Vengo hasta
Ti porque tengo prisa en decirte que es maravilloso que vinieras al mundo y
encajaras también en el esfuerzo de la Redención la noble tarea de sanar los
cuerpos.
Porque fuiste el mejor médico de
hace veinte siglos, yo vivo el alto honor de colaborar con tu ciencia, el
privilegio de estar las veinticuatro horas del día en la salud y en la
consolación de los hombres.
¿Sabes, mi Cristo? Desde que has
sufrido y mueres en un Viernes Santo, vuelves a estar en Cruz cada hora en
todos los que hiere el impacto del sufrimiento. Eres el ser que espera en mi
antesala, el que se tumba en la mesa de operaciones y el que charla conmigo en
la visita domiciliaria.
Casi apenas puedo hablar de otro
modo que con la palabra “gracias”. Gracias por haberme remontado hasta ese
misterio clave del cristianismo que es la Resurrección.
Gracias por dejarme sentir tu
emoción de cuando trabajabas el barro al recibir a las criaturas que nacen y
por acusar, en el primer llanto de un niño, la trascendencia del dolor,
inocente y santo, y, en la sonrisa de una mujer, la grandeza de la maternidad;
por confiarme al hombre de por vida y estar, a su vez, en la frontera de los
nacidos, rozándote temblorosamente en el misterio de la muerte.

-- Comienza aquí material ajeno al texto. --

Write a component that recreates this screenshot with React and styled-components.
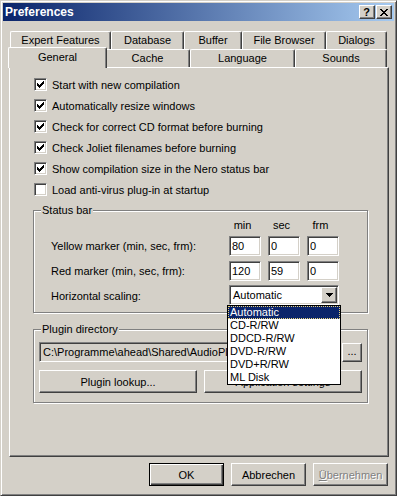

Gracias por tu llamamiento a la
generosidad, por la hermosura de dar y dar siempre, sin la esclavitud de sólo
recibir; por tu fe en el concepto de la dignidad de los hombres, facultándome
para hacer y deshacer con la vida y las potencias.
Yo sé que con todo lo que me has
dado apenas si cabe pedir más en el mundo pero insisto en tender la mano porque
esta gloria pesa sobre unas frágiles costillas de hombre. Fíjate en la raíz de
mi súplica:
Que yo cuide a los que sufren como
si hubiera sido tu médico de cabecera en el Calvario. Sólo deseo verte siempre
al fondo del eclipse de los hombres, palpitante y glorioso también en las
lágrimas, que son la custodia del dolor, el Octavo Sacramento. Cuanto más
trágica sea una crisis o más acerada la pobreza, más veneración quiero sentir
por tu agonía o tu humildad. Que mis manos recen también punzando un absceso o
manejando el recetario.
Mi lema pienso que sea siempre el de
un inmenso respeto a la vida, a la sagrada vida que has creado. Quiero que me
hagas fuerte para afrontar el fracaso y la maledicencia antes que derruir una
esperanza o una posibilidad; que me pinchen las manos como cardos cada vez que
me las cruce una tentación de impotencia.
Dame, Señor, la gracia de entender
que amar es también clavar los codos sobre la mesa. Y recuérdame que estar al
día de las conquistas científicas es entrar en el santuario de tu sabiduría y a
la vez pasar una mano por la frente de los seres que amas.
Alcánzame la fecunda utilización de
mi tiempo y la gracia de la emulación, el deseo de triunfar más por las vidas
que se salvan que por la reputación.
Hazme humilde en los triunfos y
fuerte en los fracasos, que nunca me carcoma el remordimiento de haber dado mi
ciencia con cuentagotas. Ser médico es estar al tanto de la soberbia
confundida. Por eso tengo ansia de la humildad-virtud, y que en la fortuna no
se me ciegue mi naturaleza de limitación. Si participo en la alegría de tus
tres años de curaciones portentosas, también quiero hacerlo en los treinta de
vida de carpintero que es mi arcilla de creado.
Siento sed de serenidad. Haz que mi
mano no tiemble cuando el “daño” sea necesario, pero que no lo apure ni una
décima más de lo suficiente. Dame la facultad de vivir siempre alerta, con las
lámparas ardidas a media noche, junto a la familia, en el cine o en el café.
Anotar una llamada; y sentir que es también tu voz la que avisa.
Mi petición más ardiente la pongo en
la cordialidad, en el Premio Fin de Carrera o Doctorado del Corazón.
Cristo de los portentos como la
lluvia: para mí también el milagro de la eterna primavera en el amor a los que
me rodean; que de viejo todavía me siga doliendo el corazón con la misma
intensidad que el día en que estrené mi licenciatura; estar curando o
certificando y a la par hacer por cicatrizar esas mismas entrañas; que ni una
noche deje caer la cabeza sobre la almohada sin haber sembrado una sonrisa, una
conformidad y una esperanza.
Y ya al fin, tiro alegremente de tu
fuente de paternidad y me doy a tu Providencia, porque quiero vivir avaramente
el ansia de ser útil a los demás. En el mismo círculo de tu prodigalidad para
con los pájaros y los lirios, pongo la vida propia y la del hogar que me
encomiendas. Gracias, porque juraría que también habrás de ser generoso.